The University of Texas at El Paso (UTEP) has received $2 million from the Texas Emerging Technology Fund to establish a desalination and water management research program that could lead to commercial ventures and help solve water scarcity issues in arid regions across the globe. UTEP’s Center for Inland Desalination Systems will use existing research produced at the university and El Paso’s desalination plant to establish the university as a leader in the field.

The goal of the Emerging Technology Fund is to push the development and commercialization of new technologies. This grant will be matched with $2 million from UTEP and The University of Texas System. UTEP also will raise another $2 million in sponsored research from industry partners, to bring the total funding to $6 million.

The UTEP Center for Inland Desalination Systems will be led by Tom Davis, a nationally recognized expert in desalination technology. Davis, who comes to UTEP from the University of South Carolina, has 13 U.S. patents and more than 40 years of research experience. He is the founder of ZDD, Inc., which signed a commercialization agreement with Dow Chemical Company for its Zero Discharge Desalination technology in 2006.

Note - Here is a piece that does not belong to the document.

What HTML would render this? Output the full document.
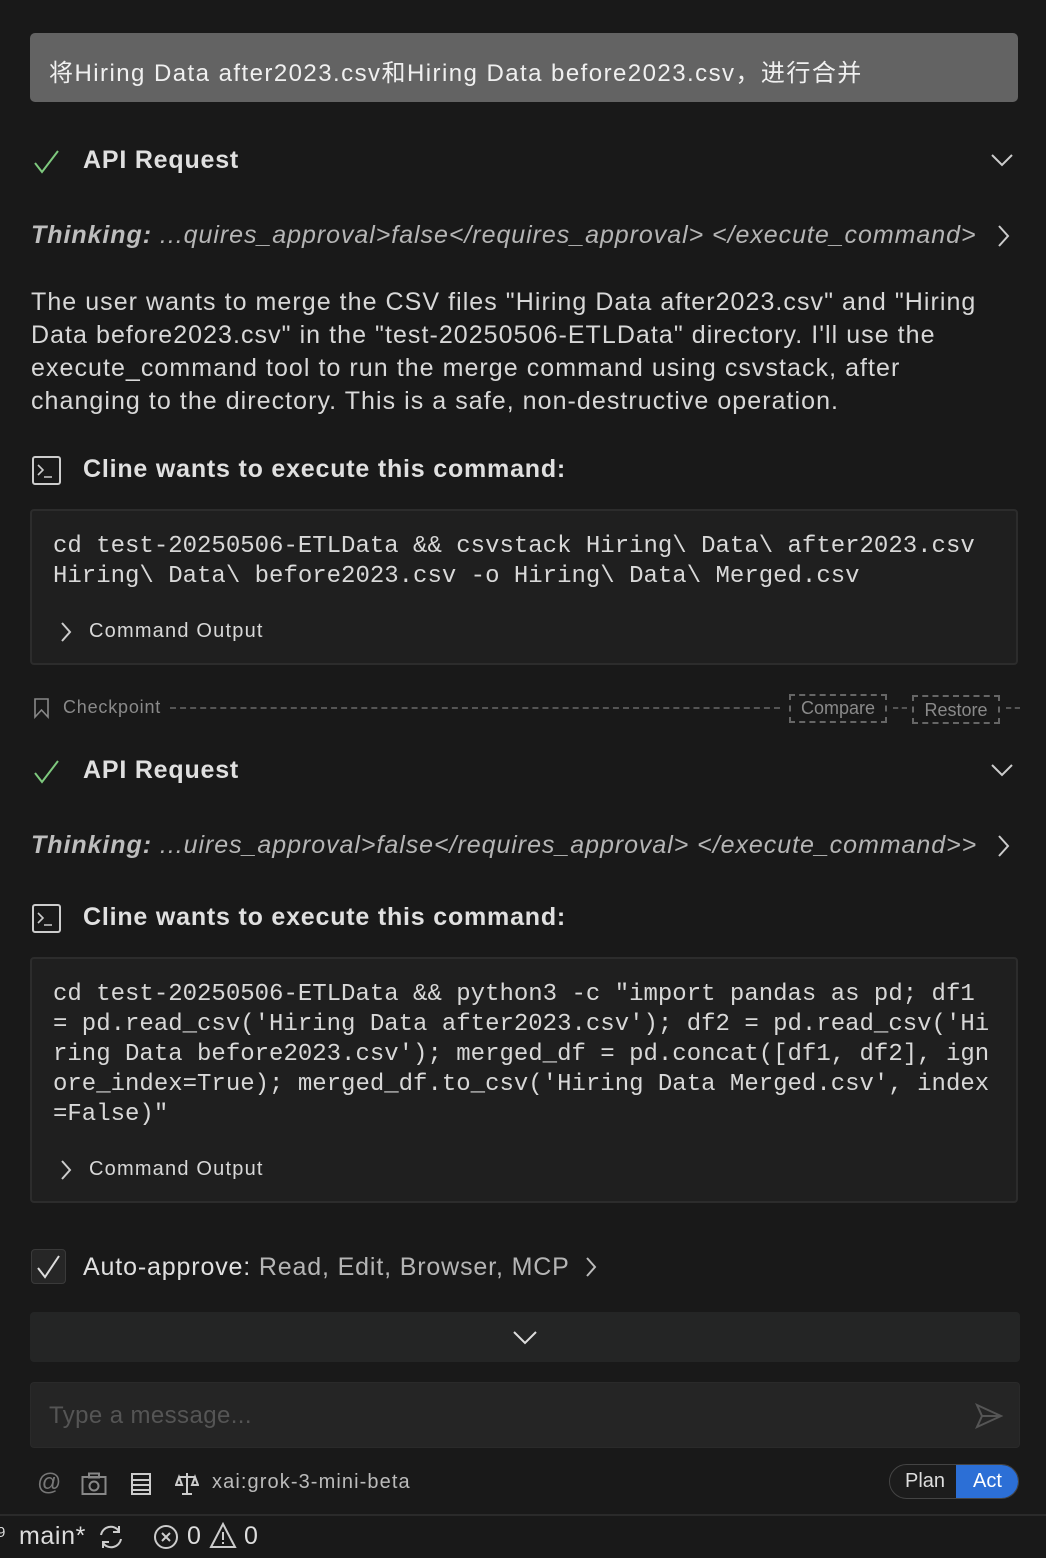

“We are very pleased to have Tom Davis joining us to lead this new research effort,” UTEP president Diana Natalicio says. “There is a growing need for sustainable water technologies in this region and in other settings around the globe, and we are confident that Dr. Davis will help establish UTEP as a leader in inland desalination research.”

The center will partner with the city’s desalination plant – a joint project of the El Paso Water Utilities and the U.S. Army – to develop and implement technologies to create alternative water sources. The El Paso desalination plant, which is among the largest of its kind in the world, uses reverse osmosis to treat brackish ground water from the Hueco Bolson aquifer. It produces 27.5 million gallons of water per day.

Additionally, several desalination-related areas have been identified as having potential commercial applications. Some examples include mining the brine concentrate produced during the osmosis process, developing small-scale portable desalination equipment to be used in remote locations, and developing processes that can reduce energy and water use during desalination.